Just like traditional art though, this is all based on individual style. It’s important to use what works best for you.

[–] [email protected] 1 points 1 year ago (1 children)

Do you have any good beginner's guide for ControlNet?

[–] [email protected] 5 points 1 year ago (1 children)

Not them but I found this one helpful: https://stable-diffusion-art.com/controlnet/

[–] [email protected] 2 points 1 year ago

Thanks!

[–] [email protected] 5 points 1 year ago (1 children)

When I started I was just copying from online galleries like Civitai or Leonardo.ai, which gave me noticeable better images than what I have came up with myself before. However, it seemed to me that many of these images may also just have copied prompts without understanding what's really going on with them and I started to experiment for myself.

What I will do right now is to build my images "from ground up" starting with super basic prompts like "a house on a lake" and work from there. First adding descriptions to get the image composition right, then work in the style I'm looking for (photography, digital artwork, cartoon, 3D render, ...). Then I will work in enhancers and see what they change. I found that one has to be patient, only change one thing at a time and always do a couple of images (at least a batch of 8) to see if and what the changes are.

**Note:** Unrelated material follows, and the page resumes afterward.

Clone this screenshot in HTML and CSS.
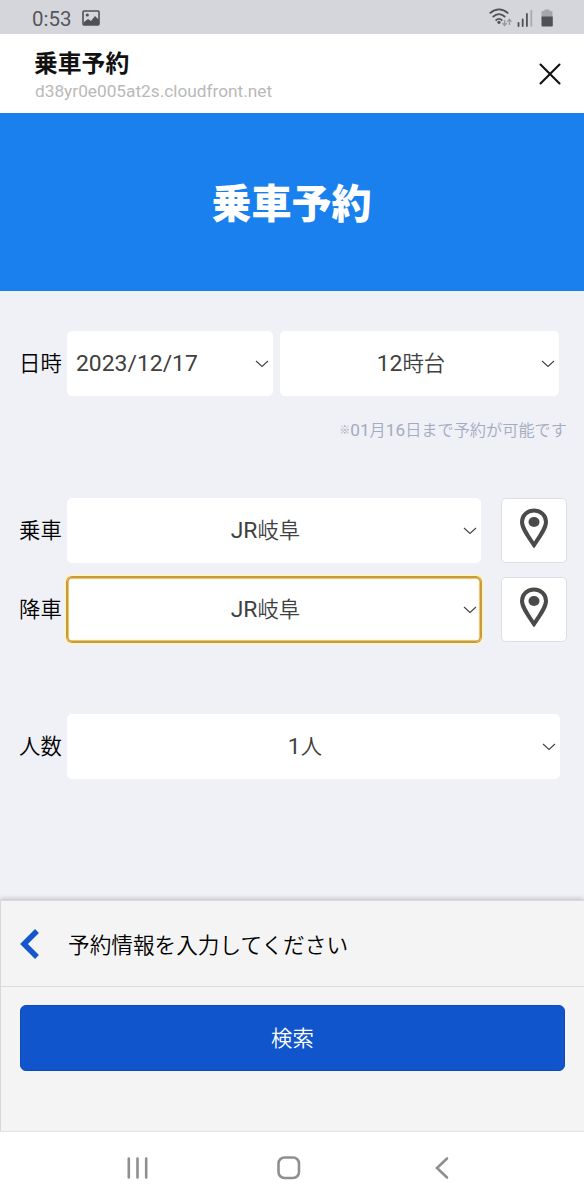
FILE: index.html
```html
<!DOCTYPE html>
<html lang="ja">
<head>
    <meta charset="utf-8">
    <title>乗車予約</title>
    <link rel="stylesheet" href="styles.css">
</head>
<body>
    <div class="status-bar">
        <span class="clock">0:53</span>
        <svg class="photo-icon" width="18" height="16" viewBox="0 0 18 16">
            <rect x="1" y="1" width="16" height="14" rx="1" fill="none" stroke="#505154" stroke-width="1.6"/>
            <circle cx="5.3" cy="5" r="1.6" fill="#505154"/>
            <path d="M2 12l4-3 3 2 4-5 4 4v5H2z" fill="#505154"/>
        </svg>
        <svg class="signal-icons" width="66" height="20" viewBox="0 0 66 20">
            <g fill="none" stroke="#505154" stroke-width="1.7">
                <path d="M.7 5.3Q10 -2.5 19.3 5.3"/>
                <path d="M3.7 9Q10 3.4 16.3 9"/>
                <path d="M6.6 12.6Q10 9.3 13.4 12.6"/>
            </g>
            <circle cx="10" cy="14.3" r="1.6" fill="#505154"/>
            <path d="M15.6 12v5M13.5 15l2.1 2.4 2.1-2.4M20.4 17v-5M18.3 13.6l2.1-2.4 2.1 2.4" fill="none" stroke="#97989b" stroke-width="1.3"/>
            <path d="M29.5 15v3M33.7 11.5V18M37.9 6V18" stroke="#505154" stroke-width="1.8" stroke-linecap="round"/>
            <path d="M42.3 2v16.5" stroke="#a9aaad" stroke-width="1.8"/>
            <path d="M52.5 4q0-1 1-1h2V1.5h5V3h2q1 0 1 1v6h-11z" fill="#a5a6a9"/>
            <path d="M52.5 8.5h11.3V17.5q0 1-1 1H53.5q-1 0-1-1z" fill="#505154"/>
        </svg>
    </div>

    <div class="browser-bar">
        <div>
            <div class="page-title">乗車予約</div>
            <div class="page-url">d38yr0e005at2s.cloudfront.net</div>
        </div>
        <svg class="close" width="22" height="22" viewBox="0 0 22 22">
            <path d="M1.5 1.5l19 19M20.5 1.5l-19 19" stroke="#111" stroke-width="2.1" stroke-linecap="round"/>
        </svg>
    </div>

    <header class="hero">
        <h1>乗車予約</h1>
    </header>

    <main class="form">
        <div class="form-row">
            <label>日時</label>
            <button class="select date"><span class="num">2023/12/17</span><svg class="arrow" width="14" height="8" viewBox="0 0 14 8"><path d="M1 1l6 5.500L13 1"/></svg></button>
            <button class="select hour"><span><span class="num">12</span>時台</span><svg class="arrow" width="14" height="8" viewBox="0 0 14 8"><path d="M1 1l6 5.500L13 1"/></svg></button>
        </div>
        <p class="note"><span class="mark">※</span><span class="num">01</span>月<span class="num">16</span>日まで予約が可能です</p>

        <div class="form-row">
            <label>乗車</label>
            <button class="select stop"><span><span class="num">JR</span>岐阜</span><svg class="arrow" width="14" height="8" viewBox="0 0 14 8"><path d="M1 1l6 5.500L13 1"/></svg></button>
            <button class="map-button">
                <svg width="30" height="40" viewBox="0 0 30 40">
                    <path d="M15 2.500C8 2.500 3 7.500 3 14c0 6 5.500 13.500 12 23 6.500-9.500 12-17 12-23 0-6.500-5-11.500-12-11.500z" fill="none" stroke="#4a4a4a" stroke-width="4"/>
                    <ellipse cx="15" cy="14" rx="5.500" ry="5"/>
                </svg>
            </button>
        </div>
        <div class="form-row">
            <label>降車</label>
            <button class="select stop focused"><span><span class="num">JR</span>岐阜</span><svg class="arrow" width="14" height="8" viewBox="0 0 14 8"><path d="M1 1l6 5.500L13 1"/></svg></button>
            <button class="map-button">
                <svg width="30" height="40" viewBox="0 0 30 40">
                    <path d="M15 2.500C8 2.500 3 7.500 3 14c0 6 5.500 13.500 12 23 6.500-9.500 12-17 12-23 0-6.500-5-11.500-12-11.500z" fill="none" stroke="#4a4a4a" stroke-width="4"/>
                    <ellipse cx="15" cy="14" rx="5.500" ry="5"/>
                </svg>
            </button>
        </div>

        <div class="form-row people">
            <label>人数</label>
            <button class="select count"><span><span class="num">1</span>人</span><svg class="arrow" width="14" height="8" viewBox="0 0 14 8"><path d="M1 1l6 5.500L13 1"/></svg></button>
        </div>
    </main>

    <section class="panel">
        <div class="panel-head">
            <svg width="20" height="32" viewBox="0 0 20 32">
                <path d="M18 3L5 16l13 13" fill="none" stroke="#1556cc" stroke-width="5.500"/>
            </svg>
            <span>予約情報を入力してください</span>
        </div>
        <div class="panel-body">
            <button class="search">検索</button>
        </div>
    </section>

    <nav class="nav-bar">
        <svg width="22" height="24" viewBox="0 0 22 24"><path d="M1.800 2.500v19M10.500 2.500v19M19.200 2.500v19"/></svg>
        <svg class="home" width="24" height="24" viewBox="0 0 24 24"><rect x="1.500" y="1.500" width="20.500" height="20.500" rx="6"/></svg>
        <svg width="14" height="24" viewBox="0 0 14 24"><path d="M12 2.500L2 12l10 9.500"/></svg>
    </nav>
</body>
</html>
```

FILE: styles.css
```css
* {
    box-sizing: border-box;
}

body {
    margin: 0;
    height: 1200px;
    display: flex;
    flex-direction: column;
    background-color: #eff1f6;
    font-family: Roboto, "Noto Sans CJK JP", sans-serif;
    font-size: 21.4px;
    font-weight: 350;
    color: #000;
    overflow: hidden;
}

button {
    font: inherit;
    border: none;
    padding: 0;
}

svg {
    display: block;
}

.status-bar {
    display: flex;
    align-items: center;
    height: 34px;
    padding: 2px 29px 0 32px;
    background-color: #d5d6db;
}

.clock {
    padding-top: 1px;
    font-size: 20.5px;
    font-weight: 400;
    color: #55565a;
}

.photo-icon {
    margin-left: 10px;
}

.signal-icons {
    margin-left: auto;
}

.browser-bar {
    display: flex;
    justify-content: space-between;
    height: 79px;
    padding: 15px 23px 0 35px;
    background-color: #fff;
}

.page-title {
    margin-left: -1px;
    font-size: 23.8px;
    font-weight: 700;
    line-height: 30px;
    color: #111;
}

.page-url {
    font-size: 17.25px;
    font-weight: 400;
    line-height: 24px;
    color: #b9b9b9;
}

.close {
    margin-top: 14px;
}

.hero {
    display: flex;
    justify-content: center;
    height: 178px;
    padding: 62px 1px 0 0;
    background-color: #1980ee;
}

.hero h1 {
    margin: 0;
    font-size: 40px;
    font-weight: 900;
    line-height: 60px;
    color: #fff;
}

.form {
    height: 609px;
    padding: 40px 17px 0 19px;
}

.form-row {
    display: flex;
    align-items: center;
    height: 65px;
    margin-bottom: 14px;
}

.form-row label {
    width: 48px;
    padding-bottom: 4px;
}

.select {
    display: flex;
    align-items: center;
    justify-content: center;
    position: relative;
    height: 65px;
    padding-bottom: 4px;
    background-color: #fff;
    border-radius: 5px;
    color: #404040;
}

.num {
    font-size: 22.9px;
    font-weight: 400;
}

.arrow {
    position: absolute;
    right: 4px;
    top: 29px;
    fill: none;
    stroke: #444;
    stroke-width: 1.1;
}

.date {
    width: 206px;
    justify-content: flex-start;
    padding: 0 0 0 9px;
    margin-right: 7px;
}

.hour {
    width: 279px;
    padding-right: 17px;
}

.stop {
    width: 414px;
    padding-right: 17px;
    margin-right: 20px;
}

.focused {
    box-shadow: 0 0 0 1px #c99a35, 0 0 0 3px #fbf3d2, inset 0 0 0 1.5px #c99a35, inset 0 0 0 2.5px #fff3cb;
}

.count {
    width: 493px;
    padding-right: 17px;
}

.note {
    margin: 0 0 50px;
    padding-top: 3px;
    font-size: 16.2px;
    line-height: 34px;
    text-align: right;
    color: #a4aac0;
}

.note .num {
    font-size: 17.2px;
}

.mark {
    font-size: 11px;
    vertical-align: 2px;
}

.map-button {
    display: flex;
    justify-content: center;
    width: 66px;
    height: 65px;
    padding-top: 9px;
    background-color: #fff;
    border: 1px solid #dedfe2;
    border-radius: 5px;
    fill: #4a4a4a;
}

.people {
    margin-top: 72px;
}

.panel {
    height: 231px;
    background-color: #f4f4f4;
    border-top: 1px solid #d8d9dc;
    border-left: 1px solid #d8d8d8;
    box-shadow: 0 -1px 5px rgba(0, 0, 0, 0.22);
}

.panel-head {
    display: flex;
    align-items: center;
    gap: 29px;
    height: 86px;
    padding-left: 18px;
    border-bottom: 1px solid #dcdcdc;
    font-size: 21.65px;
}

.panel-head span {
    padding-bottom: 1px;
}

.panel-body {
    padding: 18px 19px;
}

.search {
    display: block;
    width: 545px;
    height: 66px;
    padding-bottom: 3px;
    background-color: #1055cc;
    border: 1px solid #0d4bb8;
    border-radius: 6px;
    color: #fff;
}

.nav-bar {
    display: flex;
    justify-content: space-between;
    height: 69px;
    padding: 24px 135px 0 127px;
    background-color: #fff;
    border-top: 1px solid #e3e3e3;
    fill: none;
    stroke: #8f8f8f;
    stroke-width: 2.6;
    stroke-linecap: round;
}

.home {
    margin-right: 6px;
}
```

So, I still comb though image galleries for inspiration in prompting, but I will now most of the time just pick one keyword or enhancer and see what it does to my own images.

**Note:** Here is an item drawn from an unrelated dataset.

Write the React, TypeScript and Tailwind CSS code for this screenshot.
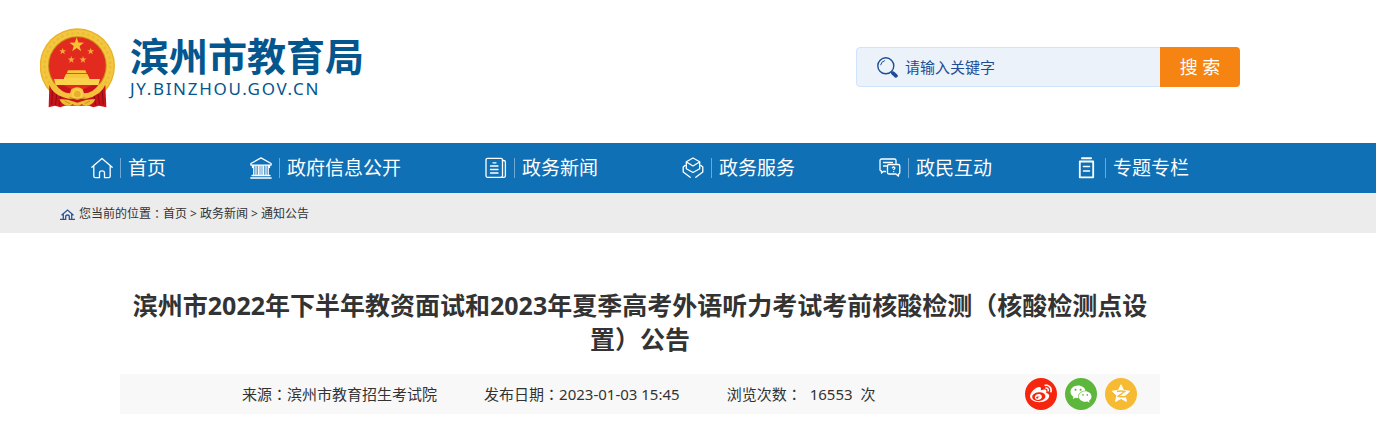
import { useState } from 'react';
import type { ReactNode } from 'react';
import { FaWeibo } from 'react-icons/fa';
import { AiFillWechat } from 'react-icons/ai';

interface NavItem {
  label: string;
  icon: ReactNode;
}

function starPoints(cx: number, cy: number, r: number, inner = 0.4) {
  return Array.from({ length: 10 }, (_, i) => {
    const radius = i % 2 === 0 ? r : r * inner;
    const angle = (Math.PI / 5) * i - Math.PI / 2;
    return `${(cx + radius * Math.cos(angle)).toFixed(1)},${(cy + radius * Math.sin(angle)).toFixed(1)}`;
  }).join(' ');
}

function Emblem() {
  return (
    <svg viewBox="30 24 228 240" className="w-[76px] h-20 shrink-0" aria-hidden="true">
      <circle cx="142" cy="138" r="113" fill="#e9b22a" />
      <circle cx="142" cy="138" r="109" fill="#f3c63d" />
      <circle cx="142" cy="138" r="99" fill="none" stroke="#dfa42c" strokeWidth="6" strokeDasharray="7 9" opacity="0.4" />
      <circle cx="142" cy="137" r="88" fill="#c98a1c" />
      <circle cx="142" cy="137" r="85" fill="#e32a1e" />
      <polygon points={starPoints(140, 75, 23)} fill="#f8c234" />
      <polygon points={starPoints(98, 94, 11)} fill="#f5a93a" />
      <polygon points={starPoints(182, 94, 11)} fill="#f5a93a" />
      <polygon points={starPoints(124, 119, 11)} fill="#f5a93a" />
      <polygon points={starPoints(159, 119, 11)} fill="#f5a93a" />
      <path d="M114 151h52l4 9h-60z M108 162h64l6 12h-76z" fill="#f8c73c" />
      <path d="M72 177h30v-3h76v3h32l-5 18H77z" fill="#fad24c" />
      <path d="M58 196l42 0 42 20 44-20 40 0 3 66-22-5-17 5-12-5h-74l-13 5-16-5-19 5z" fill="#c9121a" />
      <path d="M68 204l-3 50M82 212l-6 44M92 222l-4 34M202 212l7 42M216 204l4 50M192 222l5 34" stroke="#8f0d14" strokeWidth="3" fill="none" />
      <path d="M56 190l22 4q16 24 42 26l4-12q18-12 34 0l4 12q28-2 44-26l22-4q-14 38-60 46h-52q-48-8-60-46z" fill="#f3c13a" />
      <circle cx="142" cy="222" r="17" fill="#f7cf4c" />
      <circle cx="142" cy="222" r="10" fill="#e9ae2c" />
      <path d="M88 238q24-2 38 5l16 5 16-5q14-7 38-5-8 19-30 20l-11-5q-14 9-27 0l-10 5q-22-1-30-20z" fill="#eebc35" />
      <path d="M104 243l16 8M180 243l-16 8M118 232q24 10 48 0" stroke="#b97918" strokeWidth="2" fill="none" />
    </svg>
  );
}

function LineIcon({ children }: { children: ReactNode }) {
  return (
    <svg
      viewBox="0 0 22 22"
      className="w-[22px] h-[22px] shrink-0"
      fill="none"
      stroke="currentColor"
      strokeWidth="1.3"
      strokeLinecap="round"
      strokeLinejoin="round"
      aria-hidden="true"
    >
      {children}
    </svg>
  );
}

const navItems: NavItem[] = [
  {
    label: '首页',
    icon: (
      <LineIcon>
        <path d="M.8 10.2 11 1.4l10.2 8.8M2.8 9.2v10.1q0 1.4 1.4 1.4h4.3v-5q0-1.9 2.5-1.9t2.5 1.9v5h4.3q1.4 0 1.4-1.4V9.2" />
      </LineIcon>
    ),
  },
  {
    label: '政府信息公开',
    icon: (
      <LineIcon>
        <path d="M.9 6.5 11 .9l10.1 5.6v1.6H.9zM2.5 8.5v2M19.5 8.5v2M3.8 9v9M6 9v9M8.3 9v9M10 9v9M12 9v9M13.7 9v9M16 9v9M18.2 9v9M2 18.5h18M.8 21h20.4" />
      </LineIcon>
    ),
  },
  {
    label: '政务新闻',
    icon: (
      <LineIcon>
        <rect x="1" y="1.3" width="16.5" height="19" rx="1.5" />
        <path d="M17.5 3.5h1.2q1.7 0 1.7 1.7v13.5q0 1.6-1.7 1.6h-3M8 5.8h3M5.5 9h7.5M5.5 12.5h7.5M5.5 16h7.5" />
      </LineIcon>
    ),
  },
  {
    label: '政务服务',
    icon: (
      <LineIcon>
        <path d="m11 1 6.7 3.8v7L11 15.5l-6.7-3.7v-7zM4.8 5.3 8.5 7.5M17.2 5.3l-3.7 2.2M8.5 7.5 11 9l2.5-1.5M3 8.5 1.2 10v5l7 5.3M19 8.5l1.8 1.5v5l-7 5.3" />
      </LineIcon>
    ),
  },
  {
    label: '政民互动',
    icon: (
      <LineIcon>
        <path d="M6.5 14.5H4.2L2.5 16v-2Q1 14 1 12.5v-9Q1 2 2.5 2h13Q17 2 17 3.5v3M4.5 5.5h9M4.5 9h3" />
        <path d="M10 7.5h9.3q1.5 0 1.5 1.5v6.5q0 1.5-1.3 1.5v2.2L17 17h-7q-1.5 0-1.5-1.5V9q0-1.5 1.5-1.5z" />
        <path d="M13.3 10.7q1.3-1.4 2.5 0 .3 1-1.1 1.8M14.7 14.6v.1" />
      </LineIcon>
    ),
  },
  {
    label: '专题专栏',
    icon: (
      <LineIcon>
        <path d="M6 1.2h9" strokeWidth="2" />
        <rect x="3.8" y="4.5" width="13.4" height="15.8" strokeWidth="1.8" />
        <path d="M7.5 9.5h6M7.5 14h6" strokeWidth="1.6" />
      </LineIcon>
    ),
  },
];

const crumbs = ['政务新闻', '通知公告'];

// The Traditional face keeps the full-width colon in the middle of its box.
function Colon() {
  return <span className="font-['Noto_Sans_CJK_TC',sans-serif]">：</span>;
}

function SearchBox() {
  const [keyword, setKeyword] = useState('');

  return (
    <form
      role="search"
      onSubmit={(e) => e.preventDefault()}
      className="flex h-10 w-96 rounded overflow-hidden"
    >
      <label
        htmlFor="keyword"
        className="flex flex-1 min-w-0 items-center gap-[7px] pl-5 rounded-l border border-r-0 border-[#cfe3fc] bg-[#ebf2fa] text-[#1e4d96]"
      >
        <svg viewBox="0 0 21 21" className="w-[21px] h-[21px] shrink-0" fill="none" stroke="currentColor" aria-hidden="true">
          <circle cx="8.8" cy="8.8" r="8" strokeWidth="1.4" />
          <path d="M3.6 8.2q.7-3.7 4.3-4.6" strokeWidth="1" />
          <path d="m14.3 14.5 1.5 1.5" strokeWidth="1.5" />
          <path d="m16 16.2 2.9 2.6" strokeWidth="3.8" strokeLinecap="round" />
        </svg>
        <input
          id="keyword"
          type="text"
          aria-label="请输入关键字"
          value={keyword}
          onChange={(e) => setKeyword(e.target.value)}
          placeholder="请输入关键字"
          className="flex-1 min-w-0 bg-transparent text-[15px] outline-none placeholder:text-[#1e4d96]"
        />
      </label>
      <button type="submit" className="w-20 bg-[#f68412] text-lg text-white whitespace-pre">
        搜 索
      </button>
    </form>
  );
}

export default function App() {
  return (
    <div className="min-h-screen bg-white font-['Noto_Sans','Noto_Sans_CJK_SC',sans-serif] text-[#333]">
      <header className="max-w-[1280px] px-10 pt-7 pb-[35px] flex items-start justify-between">
        <a href="#" className="flex items-start gap-3.5 text-[#04568f]">
          <Emblem />
          <span className="block pt-1">
            <span className="block text-[39px] leading-[48px] font-bold">滨州市教育局</span>
            <span className="block text-[17px] leading-[18px] tracking-widest">JY.BINZHOU.GOV.CN</span>
          </span>
        </a>
        <div className="pt-[19px]">
          <SearchBox />
        </div>
      </header>

      <nav className="bg-[#1070b5] text-white">
        <ul className="max-w-[1280px] h-[50px] pl-[91px] pr-[91px] flex items-center justify-between">
          {navItems.map((item) => (
            <li key={item.label}>
              <a href="#" className="flex items-center gap-[7px] text-[19px] leading-7 whitespace-nowrap">
                {item.icon}
                <span className="w-px h-5 bg-[#6fa9d3]" />
                <span>{item.label}</span>
              </a>
            </li>
          ))}
        </ul>
      </nav>

      <div className="bg-[#ececec]">
        <div className="max-w-[1280px] h-10 pt-0.5 px-[60px] flex items-center text-xs">
          <svg viewBox="0 0 15 11" className="w-[15px] h-[11px] mr-1 text-[#2a5699]" fill="none" stroke="currentColor" strokeWidth="1.3" aria-hidden="true">
            <path d="M1.5 6.3 7.5 1l6 5.3M3.3 5v5M11.7 5v5M0 10.3h5.7V7q1.8-2 3.6 0v3.3H15" />
          </svg>
          <span>您当前的位置</span>
          <Colon />
          <a href="#">首页</a>
          {crumbs.map((crumb) => (
            <span key={crumb} className="pl-[3px] whitespace-pre">
              {'> '}
              <a href="#">{crumb}</a>
            </span>
          ))}
        </div>
      </div>

      <main className="max-w-[1280px] px-[120px] pt-[55px]">
        <h1 className="text-center text-[25px] leading-[34px] font-bold">
          滨州市2022年下半年教资面试和2023年夏季高考外语听力考试考前核酸检测（核酸检测点设置）公告
        </h1>
        <div className="mt-[18px] h-10 pl-[122px] pr-[23px] flex items-center justify-between bg-[#f8f8f8]">
          <div className="flex gap-[47px] text-[15px] whitespace-nowrap">
            <span>
              来源
              <Colon />
              滨州市教育招生考试院
            </span>
            <span>
              发布日期
              <Colon />
              2023-01-03 15:45
            </span>
            <span className="flex gap-2">
              <span>
                浏览次数
                <Colon />
              </span>
              <span>16553</span>
              <span>次</span>
            </span>
          </div>
          <div className="flex gap-2 text-white">
            <button type="button" aria-label="微博" className="w-8 h-8 rounded-full bg-[#f6260e] flex items-center justify-center">
              <FaWeibo className="w-[22px] h-[22px]" />
            </button>
            <button type="button" aria-label="微信" className="w-8 h-8 rounded-full bg-[#5db73c] flex items-center justify-center">
              <AiFillWechat className="w-6 h-6" />
            </button>
            <button type="button" aria-label="QQ空间" className="w-8 h-8 rounded-full bg-[#f6bb33] flex items-center justify-center">
              <svg viewBox="0 0 22 22" className="w-[22px] h-[22px]" aria-hidden="true">
                <polygon points={starPoints(11, 11, 9.2, 0.48)} fill="currentColor" stroke="currentColor" strokeLinejoin="round" />
                <path d="M7 8.5q4-.8 7.5 0L8.3 13.2q3.5 1 8 .2" fill="none" stroke="#f6bb33" strokeWidth="1.5" />
              </svg>
            </button>
          </div>
        </div>
      </main>
    </div>
  );
}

It is a long process that requires many iterations, but I find it really enjoyable.

[–] [email protected] 1 points 1 year ago

However, it seemed to me that many of these images may also just have copied prompts without understanding what’s really going on with them and I started to experiment for myself.

I thought the same. Some of the prompts are either conflicted or just unrelated. I've been playing around with less prompts too. Not an easy task since most of the time there's no good or bad changes, just different style and taste.

[–] Scew 4 points 1 year ago* (last edited 1 year ago) (1 children)

Prompting is basically the ability to be descriptive. Using 'enhancers' feels a lot like trying to replace an experienced author's descriptions with hashtags. Which isn't necessarily a bad thing because it's been trained with tags that are basically the equivalent of a hashtag... but mixing them together on your own to find out what effects they can create seems to be way more rewarding than just copy and pasting other peoples 'enhancers.'

As far as tweaking the prompt, it's a setting just like everything else. If you get one to spit out something you like, stick with it for awhile and test out tweaking other settings.

[–] [email protected] 3 points 1 year ago (1 children)

I've been minimizing the prompts I use ever since I felt the prompts other people use are too excessive. Though it's not easy trying out the prompts as sometimes it changes drastically, sometimes it's barely noticable, and not in a good or bad way, more like different "taste".

[–] Scew 1 points 1 year ago

Yep, I'm also a fan of short prompts. There's something satisfying about being able to achieve desired flavors/tastes with as few words as possible. The only times I seem to need to feed it more are if I'm running controlnets and don't want it to diverge too much from the original image.